The presenters then described some AI-related use cases in the industry, which might involve usage in marketing (social media engagement; personalized ads); media and user experience (creation of customized content, automated highlight reels, immersive experiences, user-generated GenAI art based on your company’s own brand and content); analytics (real-time data integration, enhanced betting odds, management of athlete performance); and partnerships (AI-related sponsorships and licensing opportunities).
Overall, the presenters stressed that AI-generated content can add value to sports, marketing and fan engagement. Some specific ways include:
- AI tools can scan video libraries and quickly create highlight reels, even personalized reels that match a fan’s favorite players or team (or even a fantasy sports’ participant’s players).
- GenAI can accelerate the production time for in-game content that can be reactive to what fans are talking about. Similar advances might aid in generating real-time statistics.
- GenAI can generate sports commentary, albeit without personality or emotion. The presenters cited the use of “Henry” from IBM’s AI Commentator that provided commentary on the Masters App to fill in the silence of shot videos that lacked sports commentary. The model was trained to convert tracking data into language descriptions.
- GenAI can be combined with augmented reality to enable immersive experiences, such as giving fans the virtual feeling of dunking a basketball (e.g., in the NBA App, fans can scan themselves, create an avatar, and select a player in a live game and replace it with this avatar and watch the game with the avatar making the moves of the actual player).
- Social media is an important part of some fans’ experience (the “second screen”), and GenAI tools can analyze high-interest subject matter and measure consumer sentiment – helping to leverage this information in fan engagement strategies and deliver more relevant content to your audience. Still, the presenters noted that it is important for the marketing team to have a human involvement in this process, whether it be editing or valuing the GenAI tool’s suggestions.
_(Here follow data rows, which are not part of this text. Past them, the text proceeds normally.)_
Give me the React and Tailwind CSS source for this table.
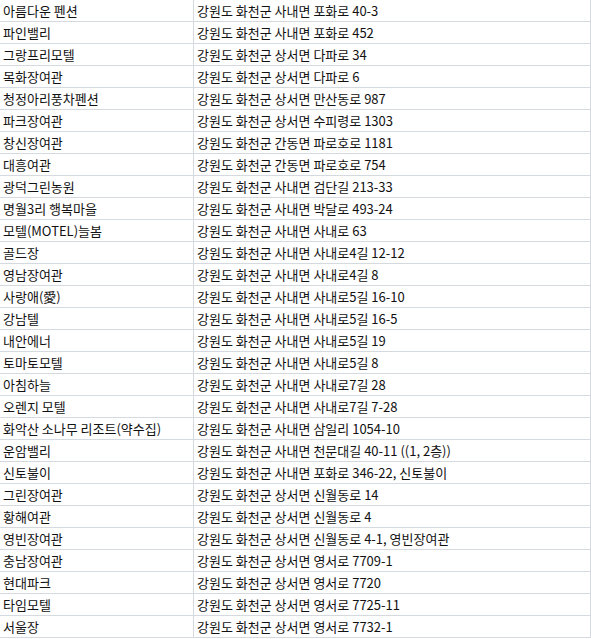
import React from 'react';

const rows = [
    ['아름다운 펜션', '강원도 화천군 사내면 포화로 40-3'],
    ['파인밸리', '강원도 화천군 사내면 포화로 452'],
    ['그랑프리모텔', '강원도 화천군 상서면 다파로 34'],
    ['목화장여관', '강원도 화천군 상서면 다파로 6'],
    ['청정아리풍차펜션', '강원도 화천군 상서면 만산동로 987'],
    ['파크장여관', '강원도 화천군 상서면 수피령로 1303'],
    ['창신장여관', '강원도 화천군 간동면 파로호로 1181'],
    ['대흥여관', '강원도 화천군 간동면 파로호로 754'],
    ['광덕그린농원', '강원도 화천군 사내면 검단길 213-33'],
    ['명월3리 행복마을', '강원도 화천군 사내면 박달로 493-24'],
    ['모텔(MOTEL)늘봄', '강원도 화천군 사내면 사내로 63'],
    ['골드장', '강원도 화천군 사내면 사내로4길 12-12'],
    ['영남장여관', '강원도 화천군 사내면 사내로4길 8'],
    ['사랑애(愛)', '강원도 화천군 사내면 사내로5길 16-10'],
    ['강남텔', '강원도 화천군 사내면 사내로5길 16-5'],
    ['내안에너', '강원도 화천군 사내면 사내로5길 19'],
    ['토마토모텔', '강원도 화천군 사내면 사내로5길 8'],
    ['아침하늘', '강원도 화천군 사내면 사내로7길 28'],
    ['오렌지 모텔', '강원도 화천군 사내면 사내로7길 7-28'],
    ['화악산 소나무 리조트(약수집)', '강원도 화천군 사내면 삼일리 1054-10'],
    ['운암밸리', '강원도 화천군 사내면 천문대길 40-11 ((1, 2층))'],
    ['신토불이', '강원도 화천군 사내면 포화로 346-22, 신토불이'],
    ['그린장여관', '강원도 화천군 상서면 신월동로 14'],
    ['황해여관', '강원도 화천군 상서면 신월동로 4'],
    ['영빈장여관', '강원도 화천군 상서면 신월동로 4-1, 영빈장여관'],
    ['충남장여관', '강원도 화천군 상서면 영서로 7709-1'],
    ['현대파크', '강원도 화천군 상서면 영서로 7720'],
    ['타임모텔', '강원도 화천군 상서면 영서로 7725-11'],
    ['서울장', '강원도 화천군 상서면 영서로 7732-1'],
];

const App = () => {
    return (
        <div className="w-[591px] bg-white text-[13px] text-[#111] font-['Malgun_Gothic','Noto_Sans_CJK_KR',sans-serif]">
            {rows.map(([name, addr], i) => (
                <div key={i} className="flex h-[22px] border-b border-[#d5d9e0]">
                    <div className="w-[194px] shrink-0 border-r border-[#d5d9e0] pl-[3px] flex items-center whitespace-nowrap overflow-hidden">
                        {name}
                    </div>
                    <div className="w-[397px] shrink-0 border-r border-[#d5d9e0] pl-[3px] flex items-center whitespace-nowrap overflow-hidden">
                        {addr}
                    </div>
                </div>
            ))}
        </div>
    );
};

export default App;
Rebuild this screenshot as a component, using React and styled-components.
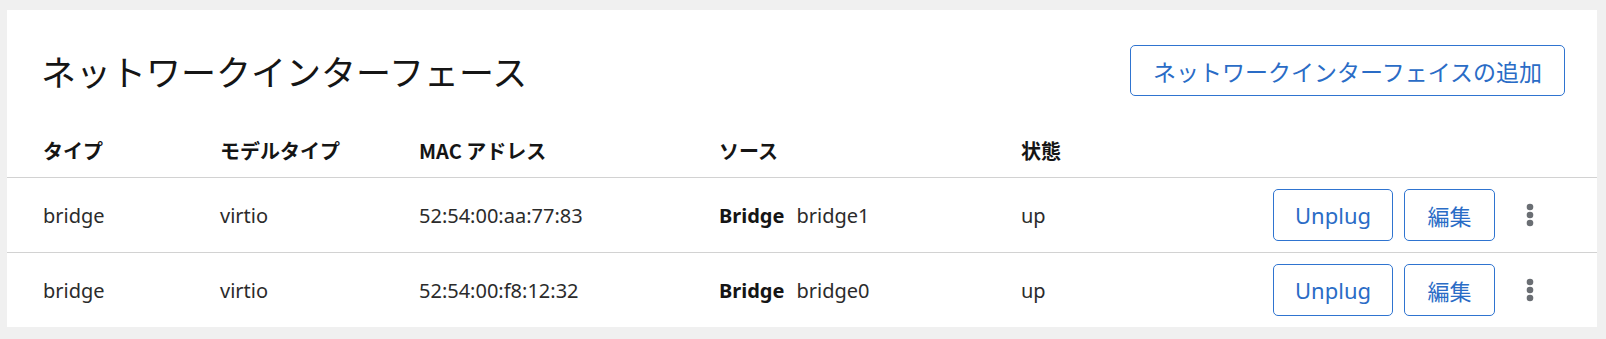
import React from 'react'
import styled, { createGlobalStyle } from 'styled-components'

const GlobalStyle = createGlobalStyle`
    html, body {
        margin: 0;
        padding: 0;
        background: #f0f0f0;
    }
    body {
        font-family: "Noto Sans", "Noto Sans CJK JP", sans-serif;
        color: #151515;
    }
`

const Card = styled.section`
    margin: 10px 9px 12px 7px;
    background: #ffffff;
`

const TitleRow = styled.div`
    display: flex;
    justify-content: space-between;
    align-items: center;
    padding: 35px 32px 0 34px;
`

const Title = styled.h2`
    margin: 0;
    font-family: "Noto Sans CJK JP", sans-serif;
    font-size: 35px;
    font-weight: 400;
    line-height: 51px;
    color: #151515;
`

const Button = styled.button`
    display: inline-flex;
    align-items: center;
    justify-content: center;
    height: ${p => p.tall ? 51 : 52}px;
    padding: 0 ${p => p.pad || 23}px;
    border: 1px solid #2f74d0;
    border-radius: 5px;
    background: #ffffff;
    color: #2a6cc6;
    font-family: "Noto Sans", "Noto Sans CJK JP", sans-serif;
    font-size: ${p => p.fs || 22}px;
    cursor: pointer;
    white-space: nowrap;
`

const Grid = styled.div`
    display: grid;
    grid-template-columns: 177px 199px 300px 302px 1fr auto;
    align-items: center;
    padding: 0 43px 0 36px;
    border-bottom: ${p => p.last ? 'none' : '1px solid #d2d2d2'};
`

const HeadRow = styled(Grid)`
    margin-top: 23px;
    height: 58px;
    font-family: "Noto Sans CJK JP", sans-serif;
    font-size: 20px;
    font-weight: 700;
    span { padding-top: 4px; }
`

const Row = styled(Grid)`
    height: 74px;
    font-size: 20px;
    color: #2b2b2b;
`

const Cell = styled.span`
    white-space: nowrap;
`

const Strong = styled.b`
    font-weight: 700;
    margin-right: 12px;
    color: #151515;
`

const Actions = styled.div`
    display: flex;
    align-items: center;
    gap: 11px;
`

const Kebab = styled.button`
    width: 48px;
    height: 52px;
    display: flex;
    align-items: center;
    justify-content: center;
    border: none;
    background: transparent;
    cursor: pointer;
`

const rows = [
    { type: 'bridge', model: 'virtio', mac: '52:54:00:aa:77:83', src: 'bridge1', state: 'up' },
    { type: 'bridge', model: 'virtio', mac: '52:54:00:f8:12:32', src: 'bridge0', state: 'up' },
]

const Dots = () => (
    <svg width="8" height="24" viewBox="0 0 8 24">
        <circle cx="4" cy="4" r="3.3" fill="#6a6e73" />
        <circle cx="4" cy="12" r="3.3" fill="#6a6e73" />
        <circle cx="4" cy="20" r="3.3" fill="#6a6e73" />
    </svg>
)

const App = () => {
    return (
        <>
            <GlobalStyle />
            <Card>
                <TitleRow>
                    <Title>ネットワークインターフェース</Title>
                    <Button tall pad={22} fs={23}>ネットワークインターフェイスの追加</Button>
                </TitleRow>
                <HeadRow>
                    <Cell>タイプ</Cell>
                    <Cell>モデルタイプ</Cell>
                    <Cell>MAC アドレス</Cell>
                    <Cell>ソース</Cell>
                    <Cell>状態</Cell>
                    <Cell />
                </HeadRow>
                {rows.map((r, i) => (
                    <Row key={r.mac} last={i === rows.length - 1}>
                        <Cell>{r.type}</Cell>
                        <Cell>{r.model}</Cell>
                        <Cell>{r.mac}</Cell>
                        <Cell><Strong>Bridge</Strong>{r.src}</Cell>
                        <Cell>{r.state}</Cell>
                        <Actions>
                            <Button pad={22} style={{ width: 120 }}>Unplug</Button>
                            <Button pad={22} style={{ width: 91 }}>編集</Button>
                            <Kebab aria-label="actions"><Dots /></Kebab>
                        </Actions>
                    </Row>
                ))}
            </Card>
        </>
    )
}

export default App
- Sports betting is regulated on state-level basis and the presenters noted the availability of GenAI-powered tools to answer compliance questions about the changing U.S. regulatory landscape in sports betting.
- Conversational AI, if properly trained, can help with responses to customer’s needs.
- GenAI can help sportsbooks with predicative analytics. Sportsbooks are already using a suite of software and technology to run operations, along with confidential algorithms that analyze third party data and pricing feeds to produce effective betting odds. GenAI can be used to optimize odds even further and could be used to collect and analyze more complex sports data (e.g., more precise movement tracking of the players on the field) and betting markets.
- GenAI can be used to evaluate player performance and support scouting, salary negotiations, player acquisition, and simulate drafts and trade deadlines to allow management to be better prepared to make decisions. GenAI can also inform game decisions in real-time based on conditions and other variables. In the future, AI might also be used to predict athlete injury, thus aiding in planning out rest and training schedules. Advanced systems are already being employed to aid in refereeing, line calls and umpiring.
The presenters finished the Webinar by offering some key considerations to evaluate which use cases makes sense and how to implement GenAI in the most responsible way. The presenters stressed that confidentiality of your proprietary or sensitive data should be one of the paramount considerations when deciding which GenAI tools to use and what sorts of corporate policies to develop. If an employee is uploading sensitive data or code into a GenAI tool, that is a potential disclosure (a fact that may not be self-evident to employees), thus making public-facing GAI tools riskier to use for businesses due to this confidentiality risk, as compared with enterprise arrangements that are more tailored to the business environment. The presenters stressed that current rules on confidentiality should apply equally to new GenAI tools. Another important issue is thinking about brand protection and develop policies around how others might use GenAI tools to create content that uses your IP. Of course, the use of GenAI tools may implicate publicity and privacy rights, requiring necessary compliance.
Lastly, businesses planning to use custom GenAI applications must comprehend the level of resources required to commit to these types of initiatives and ensure the return on investment is enough. The presenters discussed many important questions to ask, including: What is your strategy on GenAI and how do you want to use it now and in the future? What are the policies surrounding GenAI usage? What person or group will oversee these decisions and inform employees about these shared goals related to the technology? Similarly, the presenters stressed the importance of assessing potential partners: What is the degree of customization required for a particular GenAI tool? Does it need to be trained on your own proprietary data sets or can it simply be trained on general industry or public domain data, and what additional personnel or expertise is required to upload and structure the data for processing by the AI model? Does the vendor offer enterprise options that protect your data behind “walled gardens” so proprietary data does not become part of the vendor’s training data? As with every vendor relationship, it is important to mitigate risk with an appropriately worded agreement.